Divagações: Gake no ue no Ponyo
19.6.12
Existem coisas que os adultos simplesmente não entendem. Gake no ue no Ponyo, por exemplo, pode parecer maluco e incongruente em diversos pontos, mas é simplesmente mágico para as crianças – dizem que até mesmo o diretor e roteirista do filme, Hayao Miyazaki, se surpreendeu com as reações durante sessões de teste.
Os mais chatos podem reclamar que há problemas de perspectiva, fatos absurdos (especialmente nas cenas de enchente que, naquelas proporções, poderia ter inundado boa parte do Japão), personagens estranhos e outras coisas do gênero. Mesmo assim, não podem negar a beleza de um mar vivo, animado em detalhes, ou de uma história tão pura e inocente.
Gake no ue no Ponyo acompanha o menino Sôsuke (Hiroki Doi) e sua mais nova amiga, Ponyo (Yuria Nara). Ela, na verdade, é uma criatura do mar que o menino encontrou enquanto brincava. Fugindo de um pai repressivo, Ponyo descobre nele um amigo e deseja se transformar em humana. Qualquer semelhança com The Little Mermaid não é mera coincidência, embora as duas histórias se desenvolvam de modos bem diferentes.

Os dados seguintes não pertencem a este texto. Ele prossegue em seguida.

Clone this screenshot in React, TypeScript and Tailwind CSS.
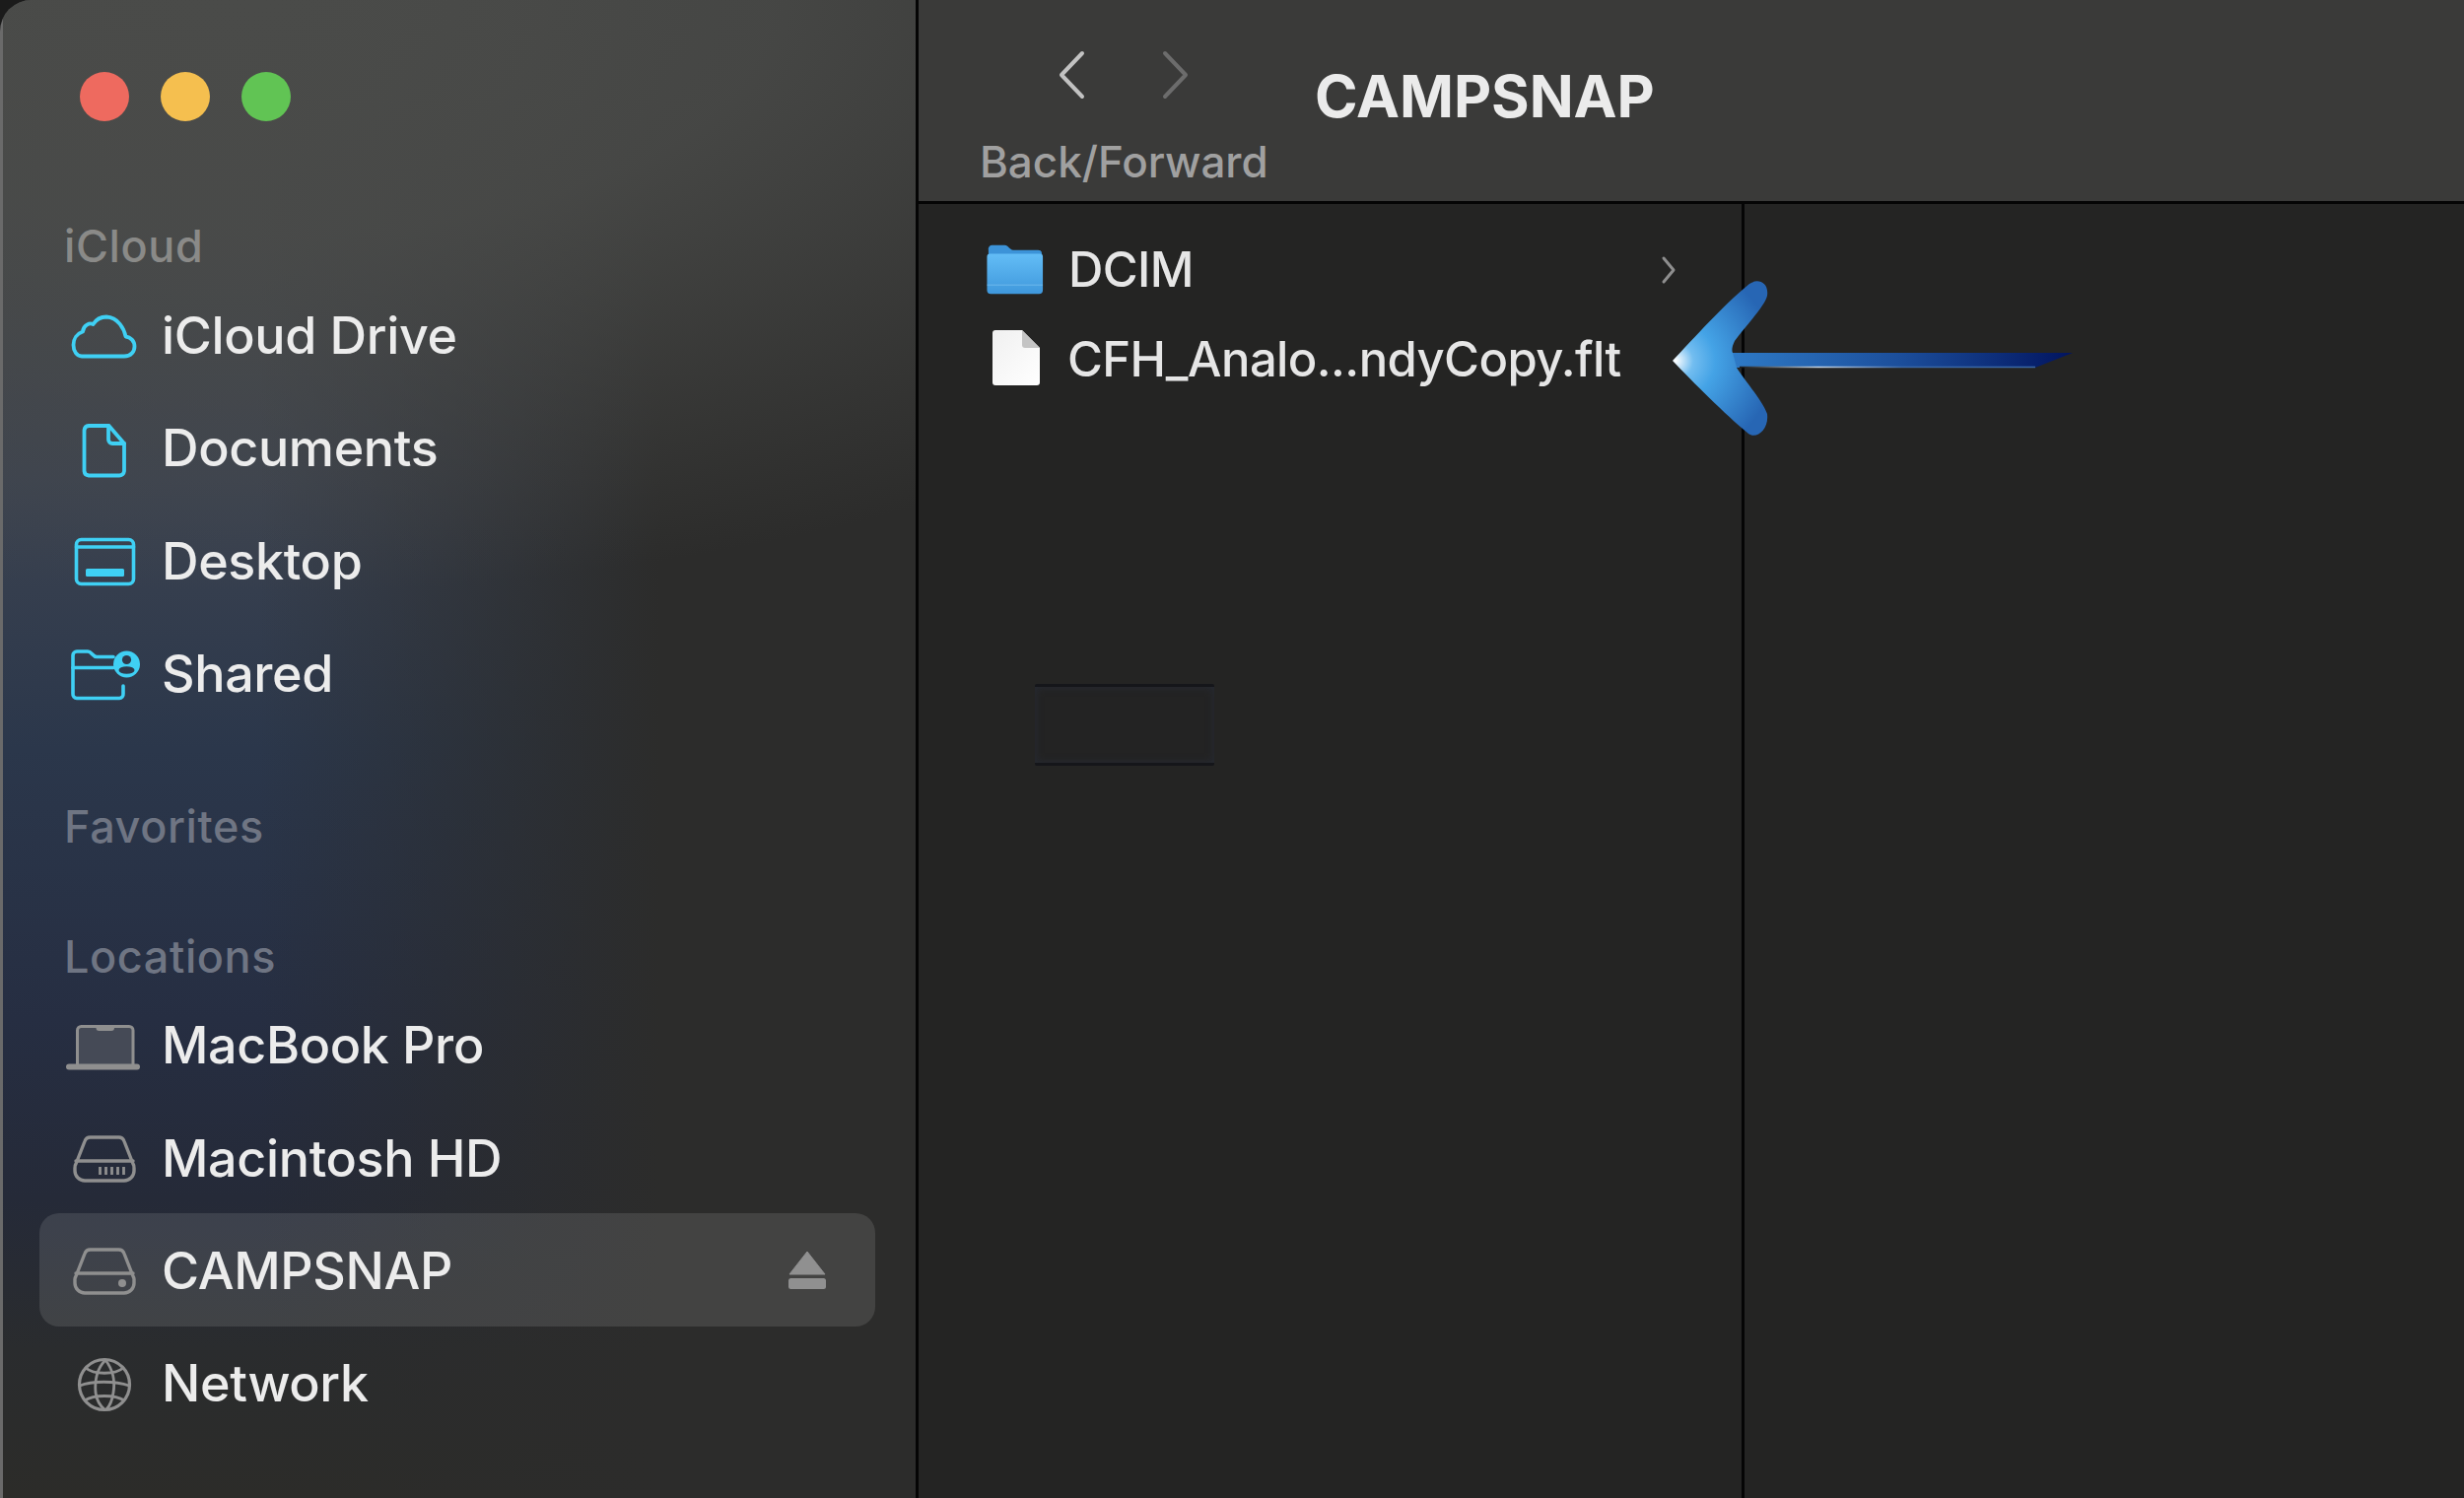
import React from "react";

const cyan = "#3fd0f4";
const gray = "#8f8f8f";

function Ico({ children }: { children: React.ReactNode }) {
  return (
    <svg width="80" height="60" viewBox="0 0 80 60" fill="none" strokeLinecap="round" strokeLinejoin="round" className="block">
      {children}
    </svg>
  );
}

const icons: Record<string, React.ReactNode> = {
  cloud: (
    <Ico>
      <path d="M18 49.5 H61 C68 49.5 71.5 44.5 71.5 39.5 C71.5 34 67.5 30 62.5 29.5 C61 22 55 10 43 9.5 C36 9.5 32 13 29.5 17 C26 15.5 19.5 17.5 19 24.5 C13 26.5 9.5 32 9.5 38 C9.5 44.5 13 49.5 18 49.5 Z" stroke={cyan} strokeWidth="3.8" />
    </Ico>
  ),
  doc: (
    <Ico>
      <path d="M25 6 H45.5 L61 24 V52 A5 5 0 0 1 56 56.5 H25 A5 5 0 0 1 20.5 52 V10.5 A5 5 0 0 1 25 6 Z" stroke={cyan} strokeWidth="3.8" />
      <path d="M45 6 V20 A4 4 0 0 0 49 24 H61" stroke={cyan} strokeWidth="3.8" />
    </Ico>
  ),
  desktop: (
    <Ico>
      <rect x="12.5" y="7.5" width="58" height="45" rx="5" stroke={cyan} strokeWidth="3.6" />
      <path d="M12.5 15 H70.5" stroke={cyan} strokeWidth="3.6" />
      <rect x="22" y="37" width="39" height="8" rx="1.5" fill={cyan} />
    </Ico>
  ),
  shared: (
    <Ico>
      <path d="M60 42 V50 A4 4 0 0 1 56 54.5 H13 A4 4 0 0 1 9 50 V11 A4 4 0 0 1 13 7 H24 C28 7 29 12.5 33 12.5 H50" stroke={cyan} strokeWidth="3.6" />
      <path d="M9 23.5 H50" stroke={cyan} strokeWidth="3.6" />
      <circle cx="63.5" cy="20" r="13.5" fill={cyan} />
      <circle cx="63.5" cy="15.5" r="4.6" fill="#2e3a4c" />
      <ellipse cx="63.5" cy="26" rx="8" ry="3.8" fill="#2e3a4c" />
    </Ico>
  ),
  laptop: (
    <Ico>
      <path d="M13.5 50 V13.5 A4 4 0 0 1 17.5 9.5 H66 A4 4 0 0 1 70 13.5 V50 Z" fill="#454a56" stroke={gray} strokeWidth="3" />
      <path d="M32.5 9.5 H51 V11 A3 3 0 0 1 48 14 H35.5 A3 3 0 0 1 32.5 11 Z" fill={gray} />
      <rect x="2" y="47.5" width="75" height="6" rx="3" fill={gray} />
    </Ico>
  ),
  hd: (
    <Ico>
      <path d="M27 8 H55 A6 6 0 0 1 61 12 L70 35 A6 6 0 0 1 71 39 V42 A10 10 0 0 1 61 52 H21 A10 10 0 0 1 11 42 V39 A6 6 0 0 1 12 35 L21 12 A6 6 0 0 1 27 8 Z" stroke={gray} strokeWidth="3.4" />
      <path d="M12 32 H70" stroke={gray} strokeWidth="3.4" />
      <path d="M36.5 38 V46 M42.5 38 V46 M48.5 38 V46 M54.5 38 V46 M60.5 38 V46" stroke={gray} strokeWidth="2.8" strokeLinecap="butt" />
    </Ico>
  ),
  disk: (
    <Ico>
      <path d="M27 8 H55 A6 6 0 0 1 61 12 L70 35 A6 6 0 0 1 71 39 V42 A10 10 0 0 1 61 52 H21 A10 10 0 0 1 11 42 V39 A6 6 0 0 1 12 35 L21 12 A6 6 0 0 1 27 8 Z" stroke={gray} strokeWidth="3.4" />
      <path d="M12 32 H70" stroke={gray} strokeWidth="3.4" />
      <circle cx="59" cy="42" r="4" fill={gray} />
    </Ico>
  ),
  globe: (
    <Ico>
      <circle cx="41" cy="30" r="25.5" stroke={gray} strokeWidth="3.2" />
      <path d="M42 5 C33 14 31 26 32 38 C33 45 36 51 41 55 M42 5 C49 14 52 26 50 38 C49 45 47 51 43 55" stroke={gray} strokeWidth="2.8" />
      <path d="M22 13 C30 20 52 20 60 13 M16 31 C28 26 52 26 66 31 M21 46 C30 40 52 40 61 46" stroke={gray} strokeWidth="2.8" />
    </Ico>
  ),
};

function Header({ children, className }: { children: React.ReactNode; className: string }) {
  return (
    <div className={`h-[50px] pl-[62px] flex items-center text-[45px] font-medium tracking-[0.6px] ${className}`}>
      {children}
    </div>
  );
}

function Row({ icon, label, selected }: { icon: string; label: string; selected?: boolean }) {
  return (
    <div className="h-[114.33px] flex items-start">
      <div className={`ml-[37px] mr-[41px] h-[115px] -mt-[2px] flex-1 flex items-center rounded-[20px] ${selected ? "bg-[#ffffff1c]" : ""}`}>
        <div className="w-[124px] pl-[25px] pt-[4px] shrink-0">{icons[icon]}</div>
        <span className="flex-1 pt-[3px] text-[52px] leading-[60px] font-[450] tracking-[-0.35px] text-[#ececec]">{label}</span>
        {selected && (
          <svg width="40" height="40" viewBox="0 0 40 40" className="mr-[49px] mt-[2px] block">
            <path d="M20 1 L38 24 H2 Z" fill="#909090" strokeLinejoin="round" stroke="#909090" strokeWidth="1" />
            <rect x="1" y="28" width="38" height="11" rx="2.5" fill="#909090" />
          </svg>
        )}
      </div>
    </div>
  );
}

function Chevron({ dir, color }: { dir: "l" | "r"; color: string }) {
  return (
    <svg width="30" height="50" viewBox="0 0 30 50" fill="none" className="block">
      <path d={dir === "l" ? "M26 3 L5 25 L26 47" : "M4 3 L25 25 L4 47"} stroke={color} strokeWidth="4" strokeLinecap="round" strokeLinejoin="round" />
    </svg>
  );
}

export default function App() {
  return (
    <div className="w-[2500px] h-[1520px] overflow-hidden bg-[#1b1b1b] relative font-['Inter','Liberation_Sans',sans-serif]">
      <div className="w-full h-full flex rounded-tl-[32px] overflow-hidden">
        {/* Sidebar */}
        <aside className="w-[929px] h-full shrink-0 flex flex-col border-l-[3px] border-[#6a6a6a] bg-[radial-gradient(ellipse_1300px_600px_at_260px_0px,#4a4b49_0%,#4a4b49d9_40%,#4a4b4900_100%),linear-gradient(90deg,#2c2c2b00_28%,#2c2c2b_72%),linear-gradient(180deg,#454644_0%,#3c4350_32%,#2b374b_50%,#262e42_68%,#252a38_80%,#2a2c2e_90%,#2c2c29_100%)]">
          <div className="pt-[73px] pl-[78px] flex gap-[32px]">
            <div className="w-[50px] h-[50px] rounded-full bg-[#ee6a5f]" />
            <div className="w-[50px] h-[50px] rounded-full bg-[#f5bf4f]" />
            <div className="w-[50px] h-[50px] rounded-full bg-[#61c454]" />
          </div>
          <Header className="mt-[102px] text-[#8a8a88]">iCloud</Header>
          <div className="mt-[9px]">
            <Row icon="cloud" label="iCloud Drive" />
            <Row icon="doc" label="Documents" />
            <Row icon="desktop" label="Desktop" />
            <Row icon="shared" label="Shared" />
          </div>
          <Header className="mt-[72px] text-[#6f7583]">Favorites</Header>
          <Header className="mt-[82px] text-[#6f7583]">Locations</Header>
          <div className="mt-[9px]">
            <Row icon="laptop" label="MacBook Pro" />
            <Row icon="hd" label="Macintosh HD" />
            <Row icon="disk" label="CAMPSNAP" selected />
            <Row icon="globe" label="Network" />
          </div>
        </aside>

        <div className="w-[3px] h-full bg-[#050505] shrink-0" />

        {/* Main */}
        <main className="flex-1 h-full flex flex-col bg-[#242423]">
          <header className="h-[204px] shrink-0 bg-[#3a3a39] flex">
            <div className="w-[402px] pl-[62px] pt-[51px]">
              <div className="flex gap-[76px] pl-[78px]">
                <Chevron dir="l" color="#c2c2c2" />
                <Chevron dir="r" color="#6c6c6c" />
              </div>
              <div className="mt-[38px] text-[44px] leading-[50px] tracking-[-0.05px] font-[450] text-[#a0a0a0] whitespace-nowrap">Back/Forward</div>
            </div>
            <div className="pt-[63px] text-[59px] leading-[70px] font-bold tracking-[-0.05px] text-[#ebebeb]">CAMPSNAP</div>
          </header>
          <div className="h-[3px] shrink-0 bg-[#050505]" />
          <div className="flex-1 flex">
            <div className="w-[835px] shrink-0 pt-[21px] flex flex-col relative">
              <div className="h-[91px] pl-[68px] flex items-center">
                <svg width="60" height="56" viewBox="0 0 62 56" className="block shrink-0 -mt-[2px]">
                  <defs>
                    <linearGradient id="fold" x1="0" y1="0" x2="0" y2="1">
                      <stop offset="0" stopColor="#63bdf6" />
                      <stop offset="1" stopColor="#3f98dc" />
                    </linearGradient>
                  </defs>
                  <path d="M3 8 A4 4 0 0 1 7 3 H20 C24 3 25 8 29 8 H55 A4 4 0 0 1 59 12 V20 H3 Z" fill="#3c93d8" />
                  <path d="M1.5 15 A3 3 0 0 1 4.5 12 H57 A3 3 0 0 1 60 15 V50 A4 4 0 0 1 56 54 H5.5 A4 4 0 0 1 1.5 50 Z" fill="url(#fold)" />
                  <rect x="1.5" y="44" width="58.5" height="1.5" fill="#7cc4f2" opacity="0.5" />
                </svg>
                <span className="ml-[24px] flex-1 text-[49px] leading-[60px] font-[450] tracking-[-0.6px] text-[#e6e6e6]">DCIM</span>
                <svg width="16" height="30" viewBox="0 0 16 30" fill="none" className="mr-[66px] block">
                  <path d="M3 3 L13 15 L3 27" stroke="#8e8e8e" strokeWidth="3" strokeLinecap="round" strokeLinejoin="round" />
                </svg>
              </div>
              <div className="h-[91px] pl-[74px] flex items-center">
                <svg width="50" height="58" viewBox="0 0 50 58" className="block shrink-0 -mt-[4px]">
                  <defs>
                    <linearGradient id="page" x1="0" y1="0" x2="1" y2="1">
                      <stop offset="0" stopColor="#f0f0f0" />
                      <stop offset="1" stopColor="#ffffff" />
                    </linearGradient>
                  </defs>
                  <path d="M4 1 H31 L49 19 V54 A3 3 0 0 1 46 57 H4 A3 3 0 0 1 1 54 V4 A3 3 0 0 1 4 1 Z" fill="url(#page)" />
                  <path d="M31 1 V16 A3 3 0 0 0 34 19 H49 Z" fill="#c4c4c4" />
                </svg>
                <span className="ml-[27px] text-[49px] leading-[60px] font-[450] tracking-[-0.6px] text-[#e6e6e6] whitespace-nowrap">CFH_Analo...ndyCopy.flt</span>
              </div>
              <div className="absolute left-[118px] top-[487px] w-[182px] h-[83px] bg-[#232323] border-y-[3px] border-[#15161a] rounded-[2px] shadow-[inset_0_0_8px_#272b35]" />
            </div>
            <div className="w-[3px] bg-[#050505] shrink-0" />
            <div className="flex-1" />
          </div>
        </main>
      </div>

      {/* Annotation arrow laid over the window */}
      <svg width="420" height="170" viewBox="0 0 420 170" className="absolute left-[1690px] top-[280px] block">
        <defs>
          <radialGradient id="head" gradientUnits="userSpaceOnUse" cx="10" cy="86" r="100">
            <stop offset="0" stopColor="#ffffff" />
            <stop offset="0.18" stopColor="#72bdf0" />
            <stop offset="0.4" stopColor="#44a3e6" />
            <stop offset="1" stopColor="#2766b4" />
          </radialGradient>
          <linearGradient id="shaft" gradientUnits="userSpaceOnUse" x1="60" y1="0" x2="410" y2="0">
            <stop offset="0" stopColor="#2f7cc8" />
            <stop offset="0.5" stopColor="#1c4f9c" />
            <stop offset="1" stopColor="#021560" />
          </linearGradient>
          <linearGradient id="glint" gradientUnits="userSpaceOnUse" x1="70" y1="0" x2="240" y2="0">
            <stop offset="0" stopColor="#111111" />
            <stop offset="0.5" stopColor="#c8d8e8" />
            <stop offset="1" stopColor="#3a68a8" />
          </linearGradient>
        </defs>
        <path d="M68 78 H413 L375 93 H68 Z" fill="url(#shaft)" />
        <path d="M75 92.5 H375" stroke="url(#glint)" strokeWidth="1.5" />
        <path d="M7 86 C28 64 60 28 85 8 C93 2 105 6 103 20 C101 30 82 50 70 66 C67 72 67 76 68 78 L72 93 C80 106 98 126 103 140 C105 156 92 166 84 160 C60 140 28 108 7 86 Z" fill="url(#head)" />
      </svg>
    </div>
  );
}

Afinal, longe de ser um príncipe, Sôsuke é um menino esperto e ativo, que vive com sua mãe, Risa (Tomoko Yamaguchi), enquanto seu pai trabalha no mar. O lugar onde eles vivem é uma bela casa no topo de uma colina, o único refúgio na enchente devastadora que acontece no decorrer da história. Risa, por sua vez, trabalha em um asilo e a relação entre a juventude e a velhice, um tema comum nas obras de Miyazaki, também aparece aqui.
Mesmo com Ponyo tendo poderes especiais e uma origem misteriosa, a magia que envolve a protagonista não é o grande motivador do filme. Usados de maneira inocente pela menina e de forma consciente por seu pai, os poderes representam a natureza e sua tentativa de atingir o equilíbrio em meio ao caos que se instaura.
Perto de tantas animações em 3D, o visual de Gake no ue no Ponyo pode parecer simples e sem graça. Mesmo assim, o filme aposta nos detalhes e no poder da imaginação. O fundo do mar é uma atração a parte, com peixes incríveis e outras criaturas mirabolantes. Além disso, as próprias ondas funcionam com uma dinâmica própria, que equilibra o assustador com o maravilhoso de uma maneira que apenas quem ama o mar em todas as suas sutilezas poderia imaginar.
Outro aspecto importante é que, perto de outros trabalhos de Miyazaki, Gake no ue no Ponyo parece extremamente infantil. Realmente, o filme está mais próximo de Tonari no Totoro que de Kaze no tani no Naushika, por exemplo. Isso inclui toda uma dinâmica própria que pode não funcionar bem para os adultos, mas mantém as crianças prestando atenção. Claro que os grandinhos também vão aproveitar o filme, principalmente por seu aspecto inocente e nostálgico (só não recomendo para quem está naquelas fases chatas e reclamonas).
Assim, Gake no ue no Ponyo não se apoia em recursos narrativos fáceis e conta a sua história da maneira mais fluida possível, sem pausas para músicas ou cenas que não colaboram com a história e só servem para serem fofas. Sem a necessidade de ter um vilão bem demarcado, o filme ganha em profundidade. Entre os personagens adultos, nenhum é perfeito e, exatamente como as crianças, temos vislumbres de suas personalidades complexas. De qualquer modo, sempre é um prazer assistir a uma animação feita com técnicas tradicionais, capricho e muita criatividade.